As Risser imagines it, you could buy one of her benchmark paperweights and put it in a conspicuous location on your desk. A nosy colleague would walk over and see the metal disk, including its official government warning of "250 DOLLARS FINE FOR DISTURBING THIS MARK," and say, "Hey, where did you get that? You can't have that." And that would give you the perfect opening to modestly mention the 14,000-foot peak you knocked off last weekend.
Risser's company offers more than 100 different benchmarks or medallions for important geographic locations, ranging from the South Pole to Mount Everest to Pikes Peak. She's continually adding new sites.
A GOOD IDEA
Her first site, however, was a hole in her kitchen floor in her home in Northeast Minneapolis. That was when the linoleum was removed during a remodeling job in 1994, revealing a 3-inch hole in the wood floor.

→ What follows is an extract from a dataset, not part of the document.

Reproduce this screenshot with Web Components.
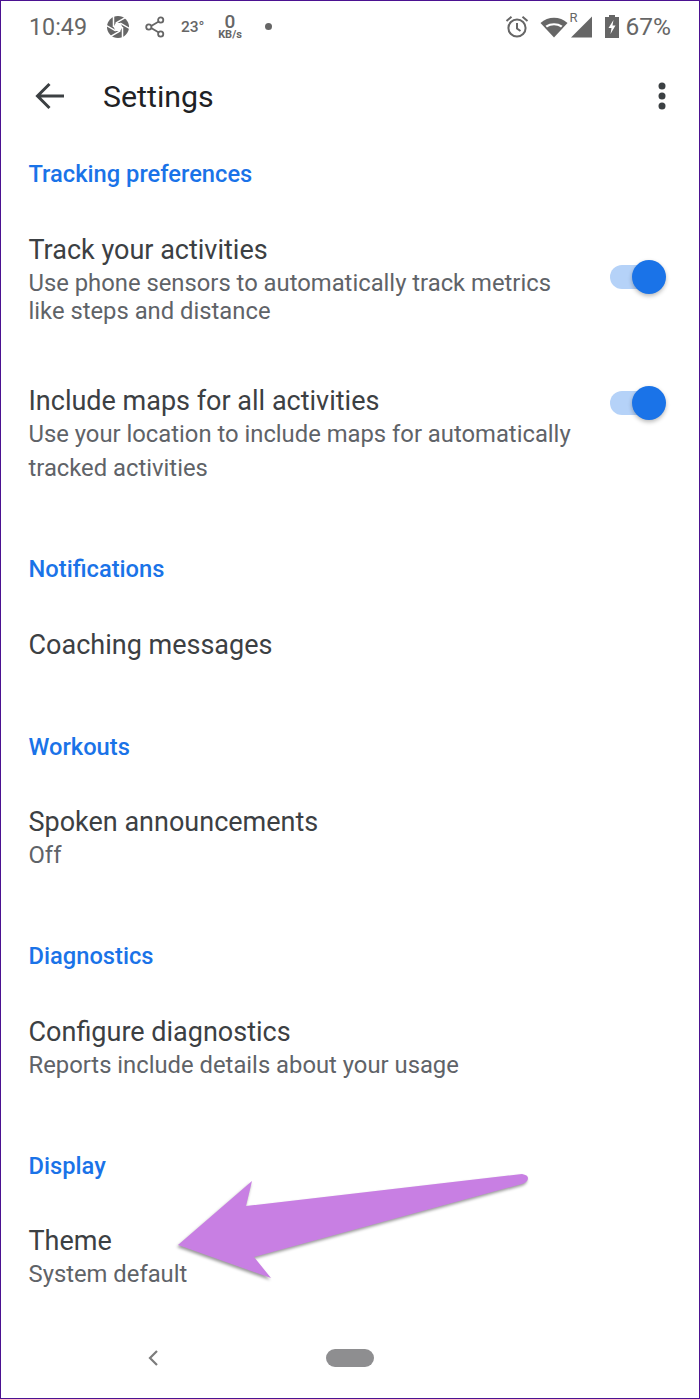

"There was no logical reason for a hole to be there," she said.
At about the same time, a friend, photographer Stuart Klipper, had stopped by with his new GPS device and informed Risser of the exact latitude and longitude of her house.
That gave her an idea. Instead of getting a carpenter to patch the hole, she could cover it with a metal "You are here" disk inscribed with the geographic coordinates of the kitchen.
She had a cardboard prototype covering the hole when she found herself saying someone could make money manufacturing personalized geographic benchmarks.
"Once I said the words, I thought, 'That was a good idea,' " Risser said.
Within a week, she started work on setting up a company that would make custom benchmarks. Her first product was a metal disc inscribed with a motto of Klipper's, "Know Where You Are, Be Where You're At," with the latitude and longitude of the customer's house.
She sold fewer than a hundred of those. But it was a lot of work back then to make sure she had the right coordinates of a particular house. That led her to the idea to reproduce the actual benchmarks at famous locations that could be used as souvenirs.
Her first replica was based on a photograph that Risser's brother took of the benchmark on top of Pikes Peak. Since the markers are made by the government, they're part of the public domain, and there's no restriction on reproducing the image, Risser said.
"The U.S. Geological Survey, in fact, are my customers," she said. They sell her benchmark reproductions in their map stores.
Risser added other benchmark replicas to her product line as she visited the locations herself or when customers sent her photographs.
If someone sends a photograph of a benchmark she doesn't have and it makes it to Risser's product line, the contributor gets a free paperweight and credit in the product packaging.
"They're absolutely delighted to receive free products and recognition, and it gives me something of value," Risser said. "I'm happy I'm not going to have to be the one to climb these mountains and get these photographs."
"One guy sends me everything he sees," she said. "Of course, they're not all marketable."
FULL-TIME JOB
The 3.25-inch replica benchmarks are cast in pewter in foundries in New Hampshire and Colorado. They're sold in park gift shops and visitors centers and online. Her best-sellers include popular climbing or trekking peaks like Whitney, Rainier, Longs Peak, Elbert, Grand Teton, Half Dome, Mauna Kea and Washington.
She also has some benchmarks from significant non-mountain locations, including the confluence of the Colorado and Little Colorado rivers; the Four Corners site in Utah, Colorado, Arizona and New Mexico; and the U.S. Census center of population near Edgar Springs, Mo.
Her line of non-U.S. locations includes the highest peaks of every continent and the benchmark placed every year on the shifting glacial ice at the South Pole. That benchmark souvenir is sold to scientists and other visitors. The 1999 version is inscribed with this motto: "God what an awful place."
Risser also does custom orders, like a series of benchmarks for Philmont Scout Ranch, a Boy Scout facility in New Mexico.
"I do get a lot of requests, like 'Are you ever going to have Springer Mountain, the southern terminus of the Appalachian Trail?' The answer is yes. We're going to do a symbolic marker this year."
What started as a hobby business has grown to the point where it's now a full-time job for Risser, 63. About six years ago, she left her previous job doing women's alterations in the downtown Minneapolis Marshall Fields, where she had worked for almost 25 years.
Risser eventually wants her product line to include the highest points in each state in the country. She doesn't currently have a benchmark for Eagle Mountain, Minnesota's highest point. There's a plaque on a boulder but no official benchmark there, Risser said. But she said she could create a symbolic benchmark for the location.
She also wants to have a souvenir available for all of the 54 peaks in Colorado and the 12 in California higher than 14,000 feet.
"Some people plan their climbs by what's available on my Web site," she said. "This is definitely kind of a self-award."